In order to make a prediction, machine learning algorithms take a set of features and a target for a training set of examples. Once the algorithm has been trained, it can take new feature sets and make predictions based on them. Let’s take a concrete example: if we were classifying birds, the birds’ features would include the weight, size, colour and so forth and the target would be the species. We would train the algorithm on an initial set of birds where we knew the species, then we would measure the features of unknown birds and submit these to the algorithm for classification.

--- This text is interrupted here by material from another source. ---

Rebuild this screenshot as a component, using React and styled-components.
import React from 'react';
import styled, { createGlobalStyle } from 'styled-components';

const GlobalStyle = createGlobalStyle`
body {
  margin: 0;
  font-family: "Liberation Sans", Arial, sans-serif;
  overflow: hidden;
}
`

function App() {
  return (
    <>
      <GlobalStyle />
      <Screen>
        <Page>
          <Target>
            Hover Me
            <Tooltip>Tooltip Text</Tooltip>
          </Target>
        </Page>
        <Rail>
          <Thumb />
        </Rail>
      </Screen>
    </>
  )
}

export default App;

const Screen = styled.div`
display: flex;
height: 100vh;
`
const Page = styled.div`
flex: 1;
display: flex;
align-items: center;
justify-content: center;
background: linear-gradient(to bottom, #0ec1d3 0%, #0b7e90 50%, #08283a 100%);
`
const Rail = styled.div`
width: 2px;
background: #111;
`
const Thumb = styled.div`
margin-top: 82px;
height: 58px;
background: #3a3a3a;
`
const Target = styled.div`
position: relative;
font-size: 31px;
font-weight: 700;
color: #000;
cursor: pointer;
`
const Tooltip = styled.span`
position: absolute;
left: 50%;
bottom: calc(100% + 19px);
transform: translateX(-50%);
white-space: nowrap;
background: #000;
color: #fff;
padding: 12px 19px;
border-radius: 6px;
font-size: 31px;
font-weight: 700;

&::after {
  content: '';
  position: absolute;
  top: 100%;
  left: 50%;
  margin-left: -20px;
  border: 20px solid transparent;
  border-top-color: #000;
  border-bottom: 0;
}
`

In this case, because we know the target – a species of bird – the algorithms we use would be referred to as “supervised learning.” This contrasts “unsupervised learning,” where the target is unknown and the algorithm is seeking to make its own classification. This would be equivalent to the algorithm creating species of birds by clustering those with similar features. Classification is the prediction of categories (i.e. eye colour, like/dislike), alternatively regression is used to predict the value of continuous variables (i.e. height, weight).

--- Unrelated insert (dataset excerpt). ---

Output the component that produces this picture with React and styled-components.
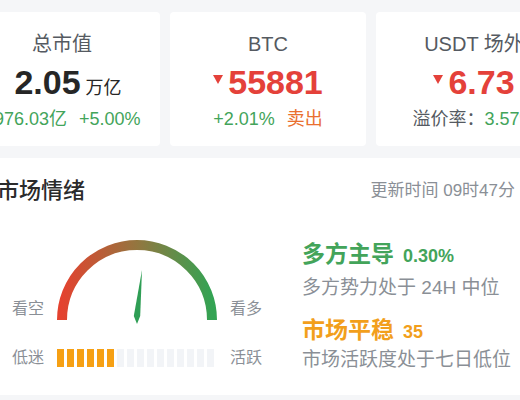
import React from 'react';
import styled, { createGlobalStyle } from 'styled-components';

const GlobalStyle = createGlobalStyle`
  html, body {
    margin: 0;
    padding: 0;
    background: #f5f6f8;
  }
  body {
    font-family: "Liberation Sans", "Noto Sans CJK SC", sans-serif;
  }
`;

const colors = {
  up: '#43a45a',
  down: '#e4413a',
  sell: '#ea6f2f',
  calm: '#f29f1c',
  text: '#262626',
  label: '#555a61',
  muted: '#8a8f96',
};

const Page = styled.div`
  width: 520px;
  height: 400px;
  overflow: hidden;
  background: #f5f6f8;
`;

const Strip = styled.div`
  margin-left: -36px;
  width: 620px;
  padding-top: 12px;
`;

const CardRow = styled.div`
  display: flex;
  gap: 10px;
`;

const Card = styled.div`
  flex: 0 0 196px;
  height: 134px;
  box-sizing: border-box;
  padding-top: 20px;
  background: #fff;
  border-radius: 4px;
  display: flex;
  flex-direction: column;
  align-items: center;
`;

const CardTitle = styled.div`
  font-size: 20px;
  line-height: 24px;
  color: ${colors.label};
  white-space: nowrap;
`;

const ValueRow = styled.div`
  display: flex;
  align-items: baseline;
  margin-top: 4px;
  padding-left: ${p => p.$shift || 0}px;
  height: 44px;
  white-space: nowrap;
`;

const Value = styled.span`
  font-size: 34px;
  line-height: 44px;
  font-weight: 700;
  color: ${p => p.$tone === 'down' ? colors.down : colors.text};
`;

const Unit = styled.span`
  font-size: 18px;
  margin-left: 5px;
  color: ${colors.text};
`;

const DownMark = styled.span`
  align-self: flex-start;
  margin: 15px 5px 0 0;
  width: 0;
  height: 0;
  border-left: 5.5px solid transparent;
  border-right: 5.5px solid transparent;
  border-top: 9px solid ${colors.down};
`;

const SubRow = styled.div`
  display: flex;
  gap: ${p => p.$gap}px;
  margin-top: 2px;
  font-size: 18px;
  line-height: 26px;
  white-space: nowrap;
`;

const Sub = styled.span`
  color: ${p => colors[p.$tone] || colors.label};
`;

const Panel = styled.div`
  margin: 12px 0 0 24px;
  width: 560px;
  height: 237px;
  box-sizing: border-box;
  padding: 18px 33px 0 9px;
  background: #fff;
`;

const PanelHead = styled.div`
  display: flex;
  justify-content: space-between;
  align-items: center;
  height: 24px;
`;

const PanelTitle = styled.div`
  font-size: 22px;
  font-weight: 500;
  color: #2b2b2b;
`;

const Updated = styled.div`
  font-size: 17px;
  color: ${colors.muted};
  white-space: nowrap;
`;

const Body = styled.div`
  display: flex;
  gap: 40px;
  margin: 40px 0 0 15px;
`;

const GaugeCol = styled.div`
  display: flex;
  flex-direction: column;
`;

const MeterRow = styled.div`
  display: flex;
  align-items: flex-end;
  gap: 13px;
  margin-top: ${p => p.$gap || 0}px;
`;

const Side = styled.span`
  font-size: 16px;
  line-height: 22px;
  color: ${colors.muted};
  margin-bottom: ${p => p.$lift || 0}px;
  white-space: nowrap;
`;

const Bars = styled.div`
  display: flex;
  gap: 3px;
  width: 160px;
  margin-bottom: 2px;
`;

const Bar = styled.span`
  width: 7px;
  height: 18px;
  background: ${p => p.$on ? '#f6a014' : '#f2f4f7'};
`;

const InfoCol = styled.div`
  display: flex;
  flex-direction: column;
`;

const Verdict = styled.div`
  display: flex;
  align-items: baseline;
  gap: 9px;
  margin-top: ${p => p.$gap || 0}px;
  line-height: 28px;
  color: ${p => colors[p.$tone]};
  white-space: nowrap;
`;

const VerdictName = styled.span`
  font-size: 23px;
  font-weight: 700;
`;

const VerdictNum = styled.span`
  font-size: 18px;
  font-weight: 700;
`;

const Note = styled.div`
  font-size: 19px;
  line-height: 24px;
  color: ${colors.muted};
  margin-top: ${p => p.$gap || 0}px;
  white-space: nowrap;
`;

const Gauge = () => (
  <svg width="160" height="86" viewBox="0 0 160 86">
    <defs>
      <linearGradient id="arcFill" x1="0" y1="0" x2="1" y2="0">
        <stop offset="0" stopColor="#e4422f" />
        <stop offset="0.5" stopColor="#93763f" />
        <stop offset="1" stopColor="#33a353" />
      </linearGradient>
    </defs>
    <path d="M 5 80 A 75 75 0 0 1 155 80" fill="none" stroke="url(#arcFill)" strokeWidth="10" />
    <polygon points="85,30 83.2,76 80,84 76.8,76" fill="#2f9e55" />
  </svg>
);

const stats = [
  { title: '总市值', value: '2.05', unit: '万亿', gap: 12, shift: 12, subs: [['+976.03亿', 'up'], ['+5.00%', 'up']] },
  { title: 'BTC', value: '55881', down: true, gap: 12, subs: [['+2.01%', 'up'], ['卖出', 'sell']] },
  { title: 'USDT 场外', value: '6.73', down: true, gap: 0, subs: [['溢价率：', 'label'], ['3.57%', 'up']] },
];

export default function App() {
  const level = 6;
  return (
    <Page>
      <GlobalStyle />
      <Strip>
        <CardRow>
          {stats.map(s => (
            <Card key={s.title}>
              <CardTitle>{s.title}</CardTitle>
              <ValueRow $shift={s.shift}>
                {s.down && <DownMark />}
                <Value $tone={s.down ? 'down' : 'flat'}>{s.value}</Value>
                {s.unit && <Unit>{s.unit}</Unit>}
              </ValueRow>
              <SubRow $gap={s.gap}>
                {s.subs.map(([t, tone]) => <Sub key={t} $tone={tone}>{t}</Sub>)}
              </SubRow>
            </Card>
          ))}
        </CardRow>
        <Panel>
          <PanelHead>
            <PanelTitle>市场情绪</PanelTitle>
            <Updated>更新时间 09时47分</Updated>
          </PanelHead>
          <Body>
            <GaugeCol>
              <MeterRow>
                <Side $lift={6}>看空</Side>
                <Gauge />
                <Side $lift={6}>看多</Side>
              </MeterRow>
              <MeterRow $gap={21}>
                <Side>低迷</Side>
                <Bars>
                  {Array.from({ length: 16 }, (_, i) => <Bar key={i} $on={i < level} />)}
                </Bars>
                <Side>活跃</Side>
              </MeterRow>
            </GaugeCol>
            <InfoCol>
              <Verdict $tone="up">
                <VerdictName>多方主导</VerdictName>
                <VerdictNum>0.30%</VerdictNum>
              </Verdict>
              <Note $gap={6}>多方势力处于 24H 中位</Note>
              <Verdict $tone="calm" $gap={16}>
                <VerdictName>市场平稳</VerdictName>
                <VerdictNum>35</VerdictNum>
              </Verdict>
              <Note $gap={2}>市场活跃度处于七日低位</Note>
            </InfoCol>
          </Body>
        </Panel>
      </Strip>
    </Page>
  );
}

Machine learning in Action is divided into four sections that cover key elements and “additional tools” which includes algorithms for dimension reduction and MapReduce – a framework for parallelisation. Dimension reduction is the process of identifying which features (or combination of features) are essential to a problem.
Each section includes Python code that implements the algorithms under discussion and these are applied to some toy problems. This gives the book the air of Numerical Recipes in FORTRAN, which is where I cut my teeth on numerical analysis. The mixture of code and prose is excellent for understanding exactly how an algorithm works, but its better to use a library implementation in real life.
The algorithms covered are:
- Classification – k-Nearest Neighbours, decision trees, naive Bayes, logistic regression, support vector machines, and AdaBoost;
- Regression – linear regression, locally weighted linear regression, ridge regression, tree-based regression;
- Unsupervised learning – k-means clustering, apriori algorithm, FP-growth;
- Additional tools – principle component analysis and singular value decomposition.
Prerequisites for this book are relatively high: it assumes fair Python knowledge, some calculus, probability theory and matrix algebra.
I’ve seen a lot of mention of MapReduce without being clear what it was. Now I am more clear: it is a simple framework for carrying out parallel computation. Parallel computing has been around quite some time, the problem has always been designing algorithms that accommodate parallelisation (i.e. allow problems to be broken up into pieces which can be solved separately and then recombined). MapReduce doesn’t solve this problem but gives a recipe for what is required to run on commodity compute cluster.
As Harrington says: do you need to run MapReduce on a cluster to solve your data problem? Unless you are an operation on the scale of Google or Facebook then probably not. Current, commodity desktop hardware is surprisingly powerful particularly when coupled with subtle algorithms.
This book works better as an eBook than paper partly because the paper version is black and white and some figures require colour but the programming listings are often images and so the text remains small.